Keeping a long-span bridge in service for decades requires more than a durable bridge structure. The equipment used for inspection, repair, monitoring and control must also be maintainable safely and economically over the long term.
Honshu-Shikoku Bridge Expressway Company is pursuing longer structural life and lower lifecycle costs under its goal of 200-year bridges. Power for maintenance equipment must be designed within the same long-term operating philosophy.
Specialized Platforms Supporting Long-Span Bridge Maintenance
The Honshu-Shikoku bridges use several types of specialized maintenance platforms according to bridge structure and inspection location, including exterior-girder platforms, interior-girder platforms, tower platforms and cable platforms.
These platforms carry workers and equipment to areas that are difficult to reach with conventional scaffolding, including beneath and inside girders, bridge sides, main towers and cable zones.
The safety and efficiency of bridge maintenance depend on reliable operation of these platforms. Their power source is not merely an accessory; it is infrastructure that makes the maintenance work possible.
The Problem Was Not the Platform, but the Power-Supply Infrastructure
Operating a mobile maintenance platform requires power for traction motors and work equipment. Traditionally, the platform received power from trolley wires installed along the bridge.
- Salt-laden wind and salt deposits
- High humidity, rainwater and temperature changes
- Bridge vibration and wear of current-collection components
- Inspection and replacement of long-distance wiring
- Repair and rewiring work at height
If the trolley-wire system deteriorates before the maintenance platform itself, additional inspection and maintenance are required merely to keep the bridge-inspection equipment operational.
Fixed power equipment
↓
Trolley wires on the bridge
↓
Current collector
↓
Mobile maintenance platform
↓
Traction motors and work equipment
From Fixed Power to Power That Moves with the Platform
Personal Energy was adopted to reduce the maintenance burden of trolley-wire infrastructure.
Instead of continuously receiving power from fixed supply equipment, the platform carries its own energy storage and power-conversion functions. It charges from an external source and operates independently on stored energy while moving or performing work.
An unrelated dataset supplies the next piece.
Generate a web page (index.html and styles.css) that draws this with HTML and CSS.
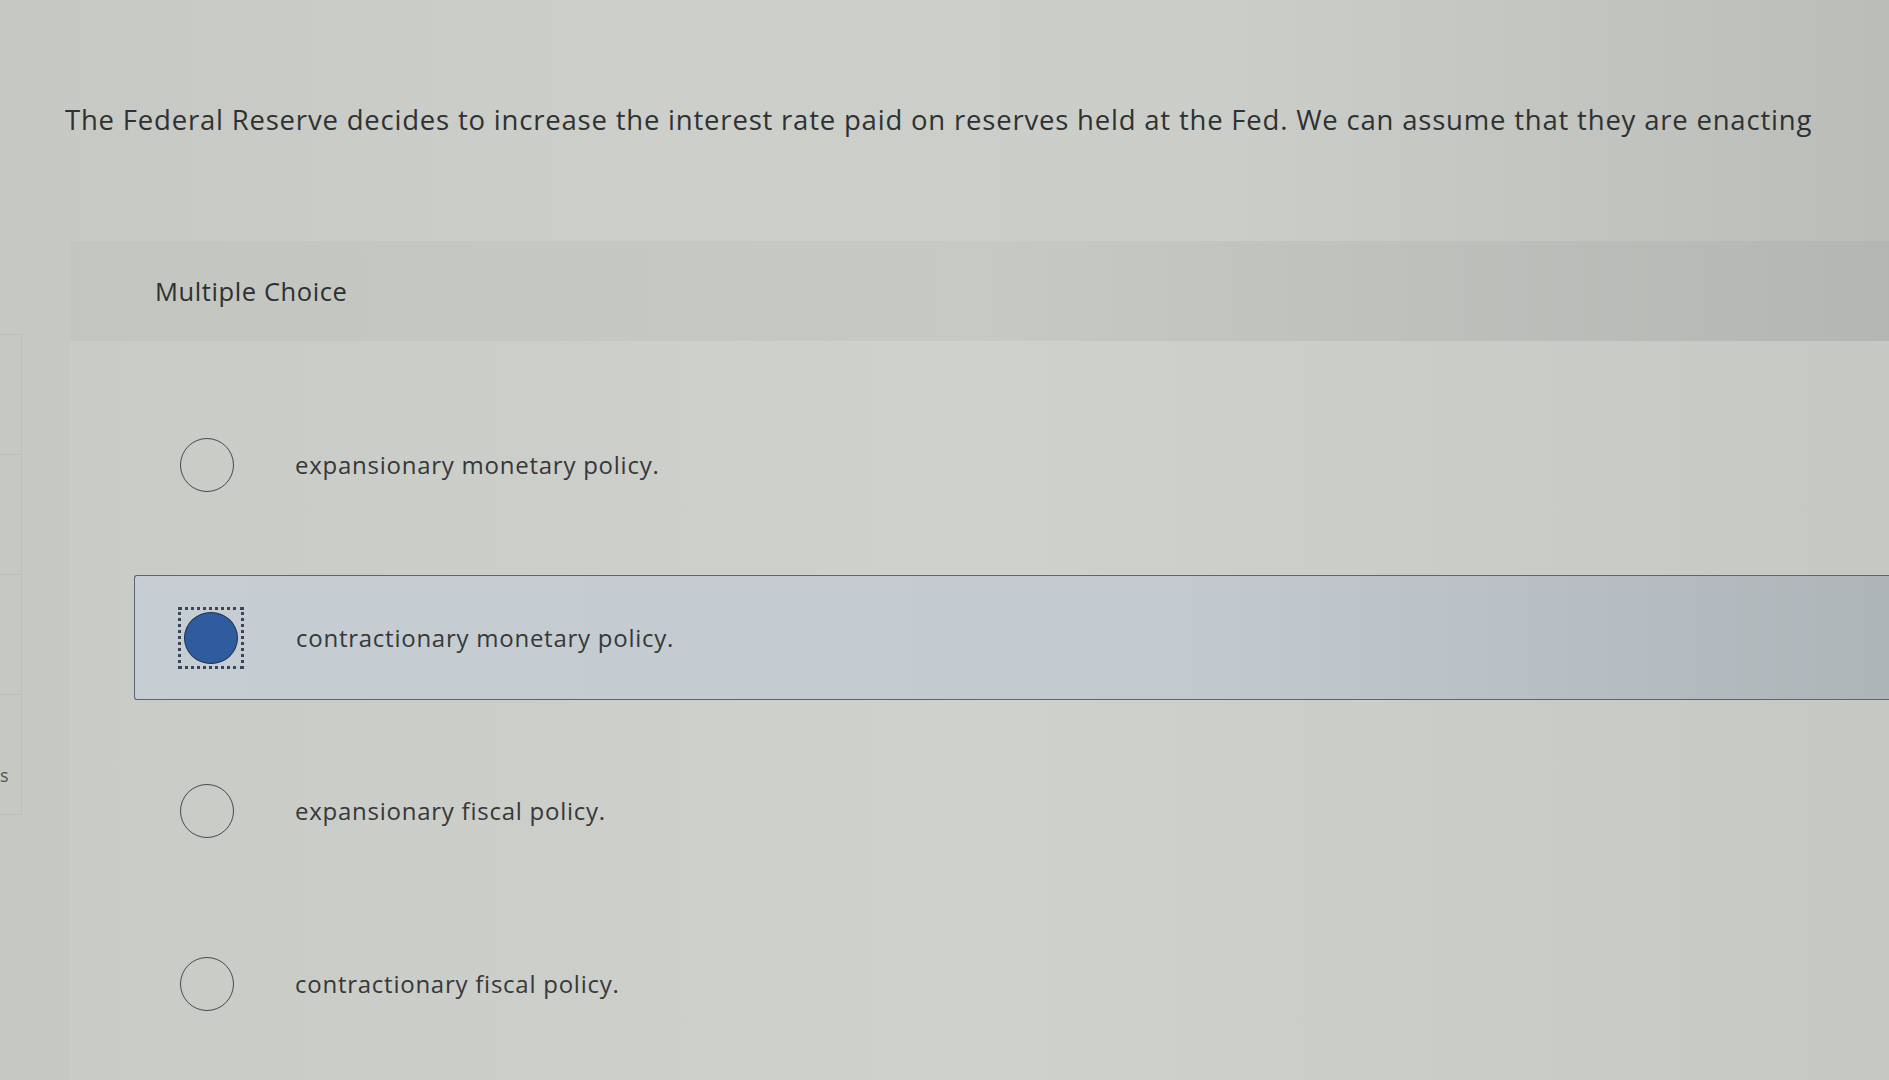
FILE: index.html
```html
<!DOCTYPE html>
<html lang="en">
<head>
<meta charset="utf-8">
<title>Multiple Choice</title>
<link rel="stylesheet" href="styles.css">
</head>
<body>
<div class="page">
  <aside class="side">
    <div class="side-cell"></div>
    <div class="side-cell"></div>
    <div class="side-cell"></div>
    <div class="side-cell side-cell-s"><span class="side-s">s</span></div>
  </aside>
  <main class="content">
    <p class="question">The Federal Reserve decides to increase the interest rate paid on reserves held at the Fed. We can assume that they are enacting</p>
    <section class="panel">
      <div class="panel-head">Multiple Choice</div>
      <div class="options">
        <div class="option">
          <span class="radio"></span>
          <span class="label">expansionary monetary policy.</span>
        </div>
        <div class="option option-selected">
          <span class="focus"><span class="radio radio-on"></span></span>
          <span class="label">contractionary monetary policy.</span>
        </div>
        <div class="option">
          <span class="radio"></span>
          <span class="label">expansionary fiscal policy.</span>
        </div>
        <div class="option">
          <span class="radio"></span>
          <span class="label">contractionary fiscal policy.</span>
        </div>
      </div>
    </section>
  </main>
</div>
</body>
</html>
```
FILE: styles.css
```css
html, body {
  margin: 0;
  padding: 0;
  height: 100%;
  overflow: hidden;
}
body {
  background: linear-gradient(90deg, #c6c8c3 0%, #cdcfca 35%, #cbcdc8 65%, #bbbdb9 100%);
  font-family: "Open Sans", "Lato", sans-serif;
  color: #383a3b;
}
.page {
  display: flex;
  height: 1080px;
}
.side {
  width: 22px;
  flex: none;
  padding-top: 334px;
  display: flex;
  flex-direction: column;
}
.side-cell {
  height: 119px;
  border-top: 1px solid #bdbfba;
  border-right: 1px solid #bdbfba;
}
.side-cell-s {
  position: relative;
  border-bottom: 1px solid #bdbfba;
}
.side-s {
  position: absolute;
  left: 0;
  top: 68px;
  font-size: 18px;
  color: #555;
}
.content {
  flex: 1;
  min-width: 0;
  display: flex;
  flex-direction: column;
}
.question {
  margin: 0;
  padding: 101px 0 0 43px;
  font-size: 27.5px;
  line-height: 38px;
  color: #2f3132;
  white-space: nowrap;
  letter-spacing: 0.8px;
}
.panel {
  margin: 102px 0 0 48px;
  background: linear-gradient(90deg, #c9cbc6 0%, #cfd1cc 50%, #c6c8c4 100%);
  flex: 1;
}
.panel-head {
  height: 100px;
  padding-left: 85px;
  display: flex;
  align-items: center;
  font-size: 25.5px;
  letter-spacing: 0.6px;
  color: #2e3031;
  background: linear-gradient(90deg, #c3c5c0 0%, #c7c9c4 50%, #b4b6b3 100%);
}
.options {
  padding: 61px 0 0 64px;
  display: flex;
  flex-direction: column;
  gap: 48px;
}
.option {
  height: 125px;
  display: flex;
  align-items: center;
  padding-left: 46px;
  box-sizing: border-box;
}
.option-selected {
  background: linear-gradient(90deg, #c6ced3 0%, #c2cacf 60%, #aeb5b9 100%);
  border: 1.5px solid #5b6670;
  border-right: none;
  border-radius: 3px 0 0 3px;
  padding-left: 43px;
}
.radio {
  width: 54px;
  height: 54px;
  border: 1.6px solid #474a4c;
  border-radius: 50%;
  box-sizing: border-box;
  flex: none;
}
.focus {
  width: 66px;
  height: 62px;
  border: 3px dotted #3a4658;
  box-sizing: border-box;
  display: flex;
  align-items: center;
  justify-content: center;
  flex: none;
}
.radio-on {
  width: 54px;
  height: 52px;
  background: #2f5c9f;
  border: 1.5px solid #1f3350;
}
.label {
  margin-left: 61px;
  font-size: 24px;
  color: #363839;
  letter-spacing: 0.75px;
}
.option-selected .label {
  margin-left: 52px;
}
```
This is a mobile power system combining on-grid charging with off-grid operation. Its purpose is not simply to carry batteries, but to reduce the extensive fixed power-supply infrastructure previously installed along the bridge.
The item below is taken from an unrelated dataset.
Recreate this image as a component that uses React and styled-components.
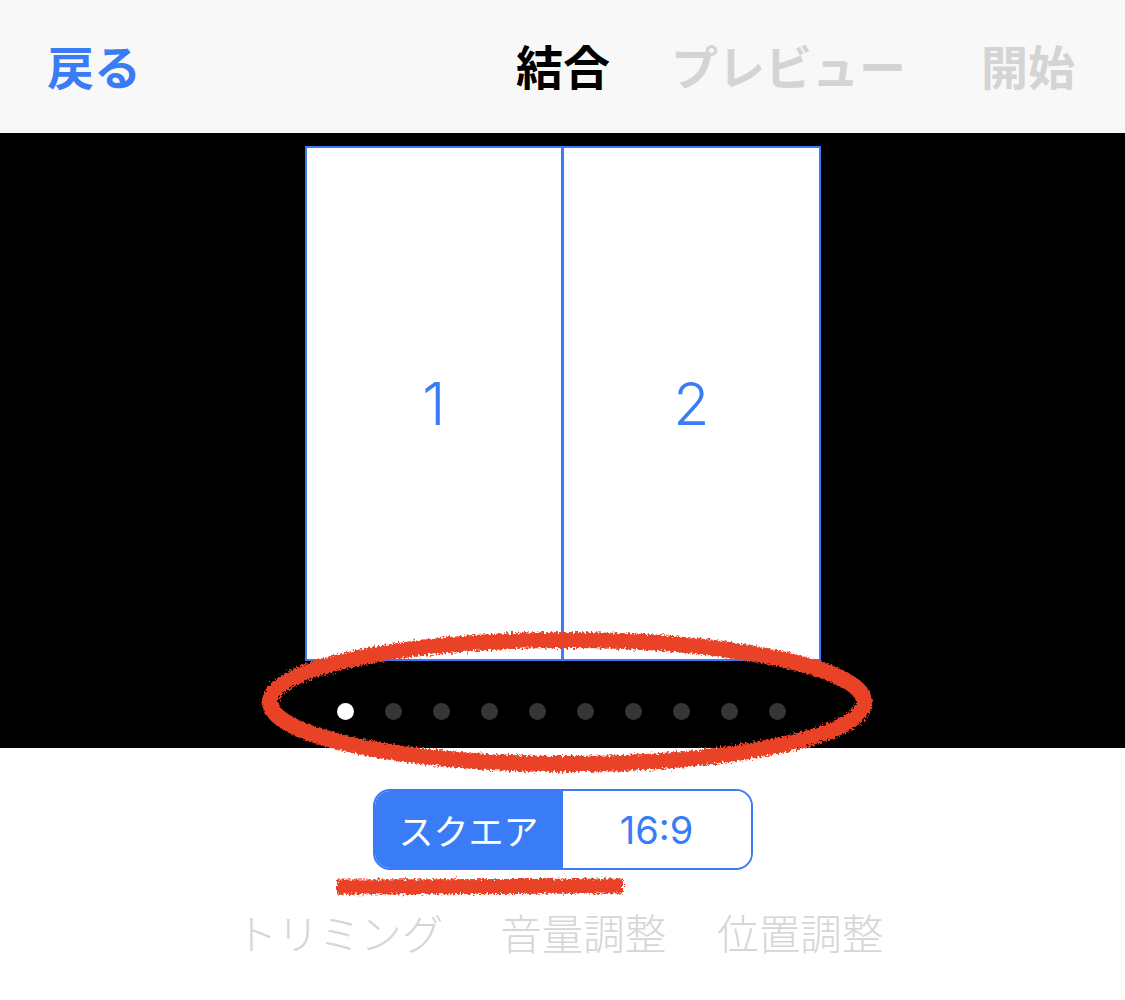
import React, { useState } from "react";
import styled, { createGlobalStyle } from "styled-components";

const GlobalStyle = createGlobalStyle`
  html, body {
    margin: 0;
    padding: 0;
    background: #ffffff;
  }
  body {
    font-family: "Noto Sans CJK JP", "Noto Sans", sans-serif;
  }
`;

const BLUE = "#3a7cf6";

const Page = styled.div`
  position: relative;
  width: 1125px;
  height: 1000px;
  overflow: hidden;
  background: #ffffff;
`;

const NavBar = styled.header`
  height: 133px;
  background: #f8f8f8;
  display: flex;
  align-items: center;
  padding: 0 50px 0 47px;
  box-sizing: border-box;
`;

const BackButton = styled.div`
  font-size: 47px;
  font-weight: 700;
  color: ${BLUE};
  flex: 1;
  line-height: 1;
  margin-top: -4px;
`;

const Steps = styled.div`
  display: flex;
  align-items: center;
  gap: 61px;
  margin-top: -4px;
`;

const Step = styled.div`
  font-size: 47px;
  font-weight: 700;
  line-height: 1;
  color: ${(p) => (p.$active ? "#000000" : "#d4d4d4")};
  margin-left: ${(p) => p.$extra || 0}px;
`;

const Stage = styled.section`
  height: 615px;
  background: #000000;
  display: flex;
  flex-direction: column;
  align-items: center;
  padding-top: 13px;
  box-sizing: border-box;
`;

const Canvas = styled.div`
  display: flex;
  width: 516px;
  height: 515px;
`;

const Tile = styled.div`
  flex: 1;
  background: #ffffff;
  border: 2px solid ${BLUE};
  border-left-width: ${(p) => (p.$first ? 2 : 1)}px;
  display: flex;
  align-items: center;
  justify-content: center;
  font-family: Inter, "Noto Sans", sans-serif;
  font-weight: 300;
  font-size: 59px;
  color: ${BLUE};
  box-sizing: border-box;
`;

const Dots = styled.div`
  display: flex;
  gap: 31px;
  margin-top: 42px;
  margin-left: -2px;
`;

const Dot = styled.span`
  width: 17px;
  height: 17px;
  border-radius: 50%;
  background: ${(p) => (p.$on ? "#ffffff" : "#363636")};
`;

const Controls = styled.section`
  display: flex;
  flex-direction: column;
  align-items: center;
  padding-top: 41px;
`;

const Segmented = styled.div`
  display: flex;
  width: 380px;
  height: 81px;
  border: 2px solid ${BLUE};
  border-radius: 17px;
  overflow: hidden;
  box-sizing: border-box;
`;

const Segment = styled.div`
  flex: 1;
  display: flex;
  align-items: center;
  justify-content: center;
  background: ${(p) => (p.$on ? BLUE : "#ffffff")};
  color: ${(p) => (p.$on ? "#ffffff" : BLUE)};
  font-size: ${(p) => (p.$latin ? 38 : 35)}px;
  font-family: Inter, "Noto Sans CJK JP", sans-serif;
`;

const Tools = styled.nav`
  display: flex;
  margin-top: 42px;
  margin-left: -6px;
`;

const Tool = styled.div`
  font-size: 41.5px;
  font-weight: 300;
  color: #d6d6d6;
  line-height: 1;
  margin-left: ${(p) => p.$gap || 0}px;
`;

const Marks = styled.svg`
  position: absolute;
  left: 0;
  top: 0;
  pointer-events: none;
`;

function App() {
  const [ratio, setRatio] = useState(0);
  const [page] = useState(0);

  return (
    <Page>
      <GlobalStyle />
      <NavBar>
        <BackButton>戻る</BackButton>
        <Steps>
          <Step $active>結合</Step>
          <Step>プレビュー</Step>
          <Step $extra={14}>開始</Step>
        </Steps>
      </NavBar>
      <Stage>
        <Canvas>
          <Tile $first>1</Tile>
          <Tile>2</Tile>
        </Canvas>
        <Dots>
          {Array.from({ length: 10 }).map((_, i) => (
            <Dot key={i} $on={i === page} />
          ))}
        </Dots>
      </Stage>
      <Controls>
        <Segmented>
          <Segment $on={ratio === 0} onClick={() => setRatio(0)}>
            スクエア
          </Segment>
          <Segment $latin $on={ratio === 1} onClick={() => setRatio(1)}>
            16:9
          </Segment>
        </Segmented>
        <Tools>
          <Tool>トリミング</Tool>
          <Tool $gap={57}>音量調整</Tool>
          <Tool $gap={51}>位置調整</Tool>
        </Tools>
      </Controls>
      {/* hand drawn red marks on top of the screenshot */}
      <Marks width="1125" height="1000" viewBox="0 0 1125 1000">
        <defs>
          <filter id="rough" x="-10%" y="-40%" width="120%" height="180%">
            <feTurbulence type="fractalNoise" baseFrequency="0.45" numOctaves="2" seed="3" />
            <feDisplacementMap in="SourceGraphic" scale="7" />
          </filter>
        </defs>
        <g filter="url(#rough)">
          <ellipse cx="567" cy="702" rx="297" ry="62" fill="none" stroke="#e94228" strokeWidth="16" />
          <path d="M337 887 L623 886" stroke="#e94228" strokeWidth="15" strokeLinecap="butt" />
        </g>
      </Marks>
    </Page>
  );
}

export default App;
Utility power and charging equipment
↓
Personal Energy
↓
Energy storage and power conversion
↓
Mobile maintenance platform
↓
Traction motors and work equipment
The power source moves to where it is needed, reducing dependence on long trolley-wire runs and current-collection components.
Reducing permanently installed electrical equipment on the bridge limits the assets requiring inspection and replacement.
Eleven Salt-Resistant Units Delivered in 2014
In 2014, a total of 11 Personal Energy units, including units delivered the previous year, were supplied for Honshu-Shikoku Bridge Expressway Company. They serve as inverter power sources for mobile maintenance platforms in place of trolley-wire power.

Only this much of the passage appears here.